There is some misinformation that this height increase is required to take the water to Kutch, Saurashtra and North Gujarat. This is completely wrong. The Full Supply Level of Narmada Main Canal is 110 m and once water enters this level in the dam, water can be taken to the canals. Once water enters the main canal, it can be taken to the Kutch, Saurashtra and N Gujarat. Based on information we have obtained from SSNNL under RTI, we have seen that Gujarat can get its full share of 9 Million Acre Feet of water at current height and no height increase is necessary. Had Gujarat built the necessary canal distribution system with branch canals, distributary canals, minors, sub minors and field canals to fields in Kutch, Saurashtra and N Gujarat, it could have taken Narmada water to these regions even eight years ago. To suggest that height increase will achieve this is clearly spreading misinformation. Similarly, as far as providing drinking water to the drought prone areas is concerned, height increase is not required to complete that.
Gujarat, in the meantime have increased the share of drinking water (1 MAF) and industrial Water (0.22 MAF) from 0.87 MAF for these combined sectors, at the cost of irrigation, without any participatory or transparent process. (see new share in this report in The Hindu on June 12, 2014: http://www.thehindu.com/todays-paper/tp-national/a-long-wait-ends-for-gujarat/article6109547.ece).
It is shocking that all the officials of the central and state governments and all the concerned ministers (including Water Resources Minister Ms Uma Bharti, Environment Minister Mr Prakash Javdekar, Social Justice Minister Mr Thaawar Chand Gehlot, Maharashtra Chief Minister Prithviraj Chavan in addition to Gujarat and MP Chief Ministers) have towed the line dictated by Prime Minister Mr Modi and Gujarat Government in this regard, within two weeks of new government taking over. No additional rehabilitation could have been accomplished in these two weeks, which seems to indicate that a political decision has been taken, without considering the ground realities, merits or justification of the decision or necessity of the decision. This does not bode good for the functioning of the new government.
It should be noted here that the installation of gates will take three years, and in any case, for closing the gates, the project will need clearance from Environment Sub Group, RSG and NCA again. Secondly, the gates have been lying in the yard of Sardar Sarovar Narmada Nigam Limited (SSNNL) for many years and a question mark was raised about the safety of the gates in a recent meeting of the Sardar Sarovar Construction Advisory Committee. Now, as The Times of India reported on June 13, 2014 (http://timesofindia.indiatimes.com/city/ahmedabad/Use-of-30-year-old-gates-worries-experts/articleshow/36453333.cms), even former Gujarat Government officials are raising the issue of old technology of 30 year old gates when new technology gates would be also be safer. In view of all this, it may have been better, as Narmada Bachao Andolan has suggested, for the government to first take proper stock of the situation rather than rush into this “emergency” decision on the eve of the monsoon, when no work is in any case possible in monsoon.
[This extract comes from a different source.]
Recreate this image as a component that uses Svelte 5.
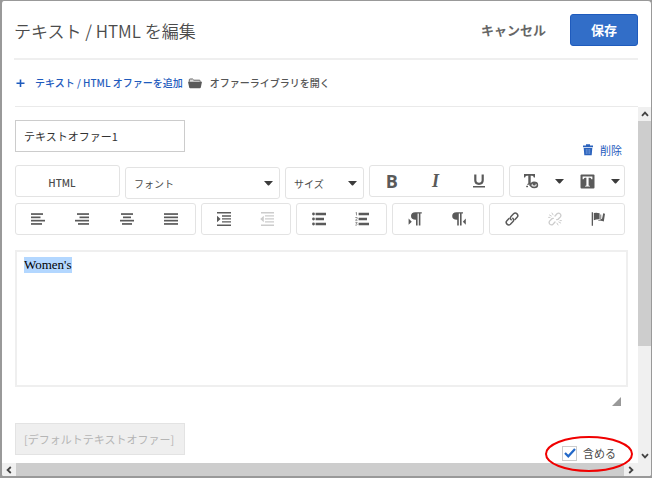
<script>
  let name = $state('テキストオファー1');
  let include = $state(true);
</script>

{#snippet caret()}
  <svg class="caret" width="9" height="5" viewBox="0 0 9 5" aria-hidden="true"><path d="M0 0H9L5.2 4.2Q4.5 5 3.8 4.2Z" fill="#3c3c3c" /></svg>
{/snippet}

{#snippet lines(rows)}
  <svg width="14" height="14" viewBox="0 0 14 14" aria-hidden="true">
    {#each rows as [x, w], i}
      <rect {x} y={1.2 + i * 3.3} width={w} height="1.7" />
    {/each}
  </svg>
{/snippet}

<main class="dialog">
  <header>
    <h1>テキスト / HTML を編集</h1>
    <button class="cancel" type="button">キャンセル</button>
    <button class="save" type="button">保存</button>
  </header>

  <nav>
    <a class="add" href="#add">
      <svg width="9" height="9" viewBox="0 0 9 9" aria-hidden="true"><path d="M4.5 .5V8M.5 4.3H8.5" stroke="#1f5bbd" stroke-width="1.6" /></svg>
      <span>テキスト / HTML オファーを追加</span>
    </a>
    <a class="library" href="#library">
      <svg width="14" height="11" viewBox="0 0 14 11" aria-hidden="true">
        <path d="M1.3 3.8V1.8Q1.3 1 2.2 1H4.6L5.8 2.2H11.3Q12.2 2.2 12.2 3V3.8" fill="#ddd" stroke="#666" />
        <path d="M0 3.8H14L12.8 9.4Q12.6 10.2 11.8 10.2H2.2Q1.4 10.2 1.2 9.4Z" fill="#5a5a5a" />
      </svg>
      <span>オファーライブラリを開く</span>
    </a>
  </nav>

  <div class="pane">
    <section class="content">
      <div class="offer">
        <input class="field" type="text" aria-label="オファー名" bind:value={name} />
        <a class="delete" href="#delete">
          <svg width="10" height="12" viewBox="0 0 10 12" aria-hidden="true">
            <path d="M0 1.6H3V.3H7V1.6H10V3.2H0ZM.7 4H9.3L8.7 11.2H1.3Z" fill="#2a62bd" />
            <path d="M3.3 5V10M5 5V10M6.7 5V10" stroke="#8fb0e2" stroke-width=".6" />
          </svg>
          <span>削除</span>
        </a>
      </div>

      <div class="toolbar">
        <div class="row">
          <button class="html" type="button"><span>HTML</span></button>
          <div class="select font">
            <select aria-label="フォント"><option>フォント</option></select>
            {@render caret()}
          </div>
          <div class="select size">
            <select aria-label="サイズ"><option>サイズ</option></select>
            {@render caret()}
          </div>
          <div class="group three">
            <button type="button" aria-label="太字"><b>B</b></button>
            <button type="button" aria-label="斜体"><i>I</i></button>
            <button type="button" aria-label="下線">
              <svg width="14" height="14" viewBox="0 0 14 14" aria-hidden="true"><path d="M3.3 .5V6.3Q3.3 9.8 7 9.8Q10.7 9.8 10.7 6.3V.5" fill="none" stroke="#5a5a5a" stroke-width="2.2" /><rect x="1" y="12" width="12" height="1.5" /></svg>
            </button>
          </div>
          <div class="group colors">
            <button type="button" aria-label="文字の色">
              <svg width="16" height="16" viewBox="0 0 16 16" aria-hidden="true">
                <path d="M1 1H12V4.4H10.8Q10.6 2.7 9.2 2.7H7.7V10.2L8.6 11V11.8H4.2V11L5.3 10.4V2.7H3.8Q2.3 2.7 2.1 4.4H1Z" />
                <path d="M6.2 12.5Q8 8.6 11 8.6Q15.2 8.6 15.2 12Q15.2 15.2 11.4 15.2Q8.2 15.2 6.2 12.5Z" />
                <path d="M8.2 12.2Q8.8 10.8 9.6 10.4Q9.3 12.5 11.3 12.5Q12.9 12.3 12.8 10.4Q13.8 11 13.8 12Q13.5 13.8 11.3 13.8Q9.3 13.8 8.2 12.2Z" fill="#fff" fill-opacity=".8" />
                <rect x="3.2" y="12.8" width="1.8" height="1.4" />
              </svg>
            </button>
            <button class="drop" type="button" aria-label="文字の色を選択">{@render caret()}</button>
            <button type="button" aria-label="背景色">
              <svg width="15" height="15" viewBox="0 0 15 15" aria-hidden="true">
                <rect x=".5" y=".5" width="14" height="14" rx="1" />
                <path d="M2.6 2.5H12.4V5.3H11.4Q11.2 3.8 10 3.8H8.6V11.4L10 11.9V12.6H5V11.9L6.4 11.4V3.8H5Q3.8 3.8 3.6 5.3H2.6Z" fill="#fff" />
              </svg>
            </button>
            <button class="drop" type="button" aria-label="背景色を選択">{@render caret()}</button>
          </div>
        </div>

        <div class="row">
          <div class="group four">
            <button type="button" aria-label="左揃え">{@render lines([[0, 12], [0, 9.5], [0, 14], [0, 11]])}</button>
            <button type="button" aria-label="右揃え">{@render lines([[2, 12], [4.5, 9.5], [0, 14], [3, 11]])}</button>
            <button type="button" aria-label="中央揃え">{@render lines([[1, 12], [3, 8], [0, 14], [2, 10]])}</button>
            <button type="button" aria-label="両端揃え">{@render lines([[0, 14], [0, 14], [0, 14], [0, 14]])}</button>
          </div>
          <div class="group two">
            <button type="button" aria-label="インデント">
              <svg width="14" height="14" viewBox="0 0 14 14" aria-hidden="true"><path d="M0 0H14V1.5H0ZM0 12.5H14V14H0ZM5 3.3H14V4.7H5ZM5 6.2H14V7.6H5ZM5 9.2H14V10.6H5ZM0 3.8L3.6 7L0 10.2Z" /></svg>
            </button>
            <button class="off" type="button" aria-label="インデント解除" disabled>
              <svg width="14" height="14" viewBox="0 0 14 14" aria-hidden="true"><path d="M1 0H14V1.4H1ZM1 12.5H14V13.9H1ZM5 3.3H14V4.6H5ZM5 6.2H14V7.5H5ZM5 9.2H14V10.5H5ZM3.8 3.8L.2 7L3.8 10.2Z" /></svg>
            </button>
          </div>
          <div class="group lists">
            <button type="button" aria-label="箇条書き">
              <svg width="14" height="14" viewBox="0 0 14 14" aria-hidden="true"><path d="M3.6 .8H14V3.2H3.6ZM3.6 5.8H12V8.2H3.6ZM3.6 10.8H14V13.2H3.6Z" /><circle cx="1.5" cy="2" r="1.4" /><circle cx="1.5" cy="7" r="1.4" /><circle cx="1.5" cy="12" r="1.4" /></svg>
            </button>
            <button type="button" aria-label="番号付きリスト">
              <svg width="14" height="14" viewBox="0 0 14 14" aria-hidden="true"><path d="M3.6 .8H14V3.2H3.6ZM3.6 5.8H12V8.2H3.6ZM3.6 10.8H14V13.2H3.6Z" /><path d="M.6 .8L1.5 .4V3.4M.3 5.5H2.2V6.5L.5 8.3H2.5M.4 10.4H2.2L1.2 11.6Q2.3 11.7 2.2 12.5Q2 13.3 .3 13.1" fill="none" stroke="#777" stroke-width=".8" /></svg>
            </button>
          </div>
          <div class="group dirs">
            <button type="button" aria-label="左から右">
              <svg width="14" height="14" viewBox="0 0 14 14" aria-hidden="true"><path d="M13.8 .2V1.5H12.4V13.6H10.8V1.5H9.6V13.6H8V7.8Q3 7.9 3 4Q3 .2 7.3 .2ZM.6 6.6L3.8 9.7L.6 12.8Z" /></svg>
            </button>
            <button type="button" aria-label="右から左">
              <svg width="14" height="14" viewBox="0 0 14 14" aria-hidden="true"><path d="M11 .2V1.5H9.6V13.6H8V1.5H6.8V13.6H5.2V7.8Q.2 7.9 .2 4Q.2 .2 4.5 .2ZM13.8 6.6L10.8 9.7L13.8 12.8Z" /></svg>
            </button>
          </div>
          <div class="group links">
            <button type="button" aria-label="リンク">
              <svg width="14" height="14" viewBox="0 0 14 14" aria-hidden="true"><g fill="none" stroke="#5a5a5a" stroke-width="1.5" stroke-linecap="round"><path d="M6.2 7.8Q4.4 6 6.2 4.2L8.6 1.8Q10.3 .2 12 1.9Q13.7 3.6 12.1 5.3L10 7.5" /><path d="M7.8 6.2Q9.6 8 7.8 9.8L5.4 12.2Q3.7 13.8 2 12.1Q.3 10.4 1.9 8.7L4 6.5" /></g></svg>
            </button>
            <button class="off" type="button" aria-label="リンク解除" disabled>
              <svg width="14" height="14" viewBox="0 0 14 14" aria-hidden="true"><g fill="none" stroke="#ccc" stroke-width="1.3" stroke-linecap="round"><path d="M7 4L9 1.8Q10.6 .4 12.2 1.9Q13.6 3.5 12.2 5.1L10 7.3L8.7 7.6M7 10L5 12.2Q3.4 13.6 1.8 12.1Q.4 10.5 1.8 8.9L4 6.7L5.3 6.4" /><path d="M1.5 3L3.3 4M4 1L5 2.8M.6 5.4H2M12.7 11L10.8 10M10 13L9 11.2M13.4 8.6H12" stroke-width="1" /></g></svg>
            </button>
            <button type="button" aria-label="アンカー">
              <svg width="14" height="14" viewBox="0 0 14 14" aria-hidden="true"><path d="M.7 .2H2V13.8H.7ZM2.8 1Q5.5 .2 8.6 1.2V7.4Q5.4 7.2 2.8 8.3ZM9.4 2.4L10.2 2.6V7H11L12.2 1.2L14 1.8L12.8 9.4Q10.5 8.4 7.4 9V8.2H9.4Z" /></svg>
            </button>
          </div>
        </div>
      </div>

      <div class="editor" contenteditable="true" role="textbox" tabindex="0" aria-label="オファーの内容"><mark>Women's</mark></div>
      <svg class="grip" width="9" height="9" viewBox="0 0 9 9" aria-hidden="true"><path d="M9 0V9H0Z" fill="#999" /></svg>

      <div class="default">
        <input class="field" type="text" aria-label="デフォルト" value="[デフォルトテキストオファー]" disabled />
        <label>
          <input type="checkbox" bind:checked={include} />
          <svg class="tick" width="12" height="10" viewBox="0 0 12 10" aria-hidden="true"><path d="M1 5L4.3 8.3L11 1" fill="none" stroke={include ? '#2368c8' : 'none'} stroke-width="2.2" /></svg>
          <span>含める</span>
          <svg class="ring" width="90" height="38" viewBox="0 0 90 38" aria-hidden="true"><ellipse cx="45" cy="19" rx="43" ry="17" fill="none" stroke="#f00000" stroke-width="2" /></svg>
        </label>
      </div>
    </section>

    <div class="vbar">
      <span class="arrow"><svg width="8" height="6" viewBox="0 0 8 6"><path d="M1 4.8L4 1.6L7 4.8" /></svg></span>
      <span class="thumb"></span>
      <span class="rest"></span>
      <span class="arrow"><svg width="8" height="6" viewBox="0 0 8 6"><path d="M1 1.2L4 4.4L7 1.2" /></svg></span>
    </div>
    <div class="hbar">
      <span class="arrow"><svg width="6" height="8" viewBox="0 0 6 8"><path d="M4.8 1L1.6 4L4.8 7" /></svg></span>
      <span class="thumb"></span>
      <span class="arrow"><svg width="6" height="8" viewBox="0 0 6 8"><path d="M1.2 1L4.4 4L1.2 7" /></svg></span>
    </div>
    <div class="corner"></div>
  </div>
</main>

<style>
  :global(body) { background: #999; }
  * { box-sizing: border-box; }
  .dialog {
    display: flex; flex-direction: column; min-height: 100vh;
    border: solid #999; border-width: 1px 1px 2px 2px; border-radius: 4px;
    background: #fff; color: #4b4b4b; overflow: hidden;
    font: 11px/16px "Noto Sans CJK JP", sans-serif;
  }
  button, input, select { font: inherit; color: inherit; margin: 0; padding: 0; border: 0; background: none; }
  a { text-decoration: none; }
  svg { display: block; flex: none; }
  header { display: flex; align-items: center; height: 59px; margin: 0 13px 0 12px; border-bottom: 2px solid #efefef; }
  h1 { flex: 1; margin: 0; font-size: 17px; line-height: 24px; font-weight: 350; padding-top: 2px; }
  .cancel { font-size: 13px; font-weight: 700; color: #666; margin-right: 24px; }
  .save { width: 68px; height: 32px; border: 1px solid #1f5bbd; border-radius: 3px; background: #326ec8; color: #fff; font-size: 13px; font-weight: 700; }
  nav { display: flex; align-items: center; gap: 5px; height: 47px; margin: 0 13px; border-bottom: 1px solid #eaeaea; font-size: 10px; font-weight: 500; }
  nav a { display: flex; align-items: center; }
  .add { gap: 10px; color: #1f5bbd; padding-left: 1px; }
  .library { gap: 8px; color: #555; }
  .pane { flex: 1; display: grid; grid-template-columns: 1fr 13px; grid-template-rows: 1fr 13px; }
  .content { display: flex; flex-direction: column; padding: 13px 10px 0 13px; }
  .offer { display: flex; justify-content: space-between; align-items: flex-start; height: 45px; padding-right: 6px; }
  .field { width: 170px; height: 32px; border: 1px solid #ccc; padding: 0 8px; color: #323232; }
  .field:disabled { background: #efefef; border-color: #e3e3e3; color: #b5b5b5; }
  .delete { display: flex; align-items: center; gap: 7px; color: #1f5bbd; margin-top: 22px; }
  .toolbar { display: flex; flex-direction: column; gap: 4px; }
  .row { display: flex; align-items: flex-start; gap: 5px; }
  .group, .html, select { height: 32px; border: 1px solid #e3e3e3; border-radius: 3px; background: #fff; }
  .html { width: 105px; font-size: 10px; font-weight: 500; padding: 3px 11px 0 0; }
  .select { position: relative; margin-top: 2px; }
  .select select { width: 100%; padding: 2px 8px 0; appearance: none; font-size: 10px; }
  .select .caret { position: absolute; right: 7px; top: 14px; pointer-events: none; }
  .font { width: 155px; }
  .size { width: 79px; }
  .group { display: flex; padding-right: 2px; }
  .group button { flex: 1; display: flex; align-items: center; justify-content: center; }
  .group svg { fill: #5a5a5a; }
  .group .drop { flex: none; width: 14px; }
  .group .off svg { fill: #ccc; }
  .group b { font: 700 18px/20px "Open Sans", sans-serif; color: #5a5a5a; }
  .group i { font: italic 700 18px/20px "Liberation Serif", serif; color: #5a5a5a; }
  .three { width: 135px; }
  .colors { width: 116px; }
  .four { width: 181px; }
  .two { width: 90px; }
  .lists { width: 91px; }
  .dirs { width: 92px; }
  .links { width: 136px; padding-right: 5px; }
  .editor { height: 137px; margin-top: 15px; border: 2px solid #efefef; padding: 5px 7px; font: 13px/16px "Liberation Serif", serif; color: #000; outline: 0; }
  mark { display: inline-block; background: #b3d7ff; color: inherit; }
  .grip { align-self: flex-end; margin: 10px 7px 17px 0; }
  .default { display: flex; align-items: flex-start; justify-content: space-between; padding-right: 12px; }
  label { position: relative; display: flex; align-items: center; gap: 6px; margin-top: 22px; height: 16px; }
  label input { appearance: none; width: 15px; height: 15px; border: 1px solid #ccc; background: #fff; }
  .tick { position: absolute; left: 2px; top: 3px; pointer-events: none; }
  .ring { position: absolute; left: -18px; top: -10px; z-index: 1; pointer-events: none; }
  .vbar { display: flex; flex-direction: column; background: #f0f0f0; }
  .hbar { display: flex; background: #f0f0f0; }
  .corner { background: #f0f0f0; }
  .arrow { flex: none; display: flex; align-items: center; justify-content: center; width: 14px; height: 13px; }
  .vbar .arrow { width: 13px; height: 14px; }
  .arrow path { fill: none; stroke: #444; stroke-width: 1.8; }
  .thumb { background: #cdcdcd; }
  .vbar .thumb { flex: 225; }
  .rest { flex: 103; }
  .hbar .thumb { flex: 1; }
</style>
It is also shocking that even before the RSG and NCA were to take the decision; Gujarat Government was already busy preparing for celebratory meeting at the Dam site. This shows that the functioning of the statutory bodies has been taken for granted and their decision was pre-determined, as directed by higher authorities.
Gujarat can get its water share without increase in height The new government wants to take the SSP Dam from its current height of 121.92 m to its final design height of 138.68 m. Firstly, there are serious doubts if this height increase is required since it can be shown that Gujarat and Rajasthan can get their share of water from Narmada without this increase in height. Secondly, Gujarat is not even in a position to use more than 20% of the water it already gets from the river at current height of the dam for the purposes for which the project was designed: providing water for the drought affected regions in Kutch, Saurashtra & North Gujarat. On the other hand, urban centres, industrials areas, SEZs, cosmetic river beautification schemes have appropriated a large chunk of SSP waters without legal, democratic sanction or justification. Gujarat really does not have a case for increasing the height of SSP Dam.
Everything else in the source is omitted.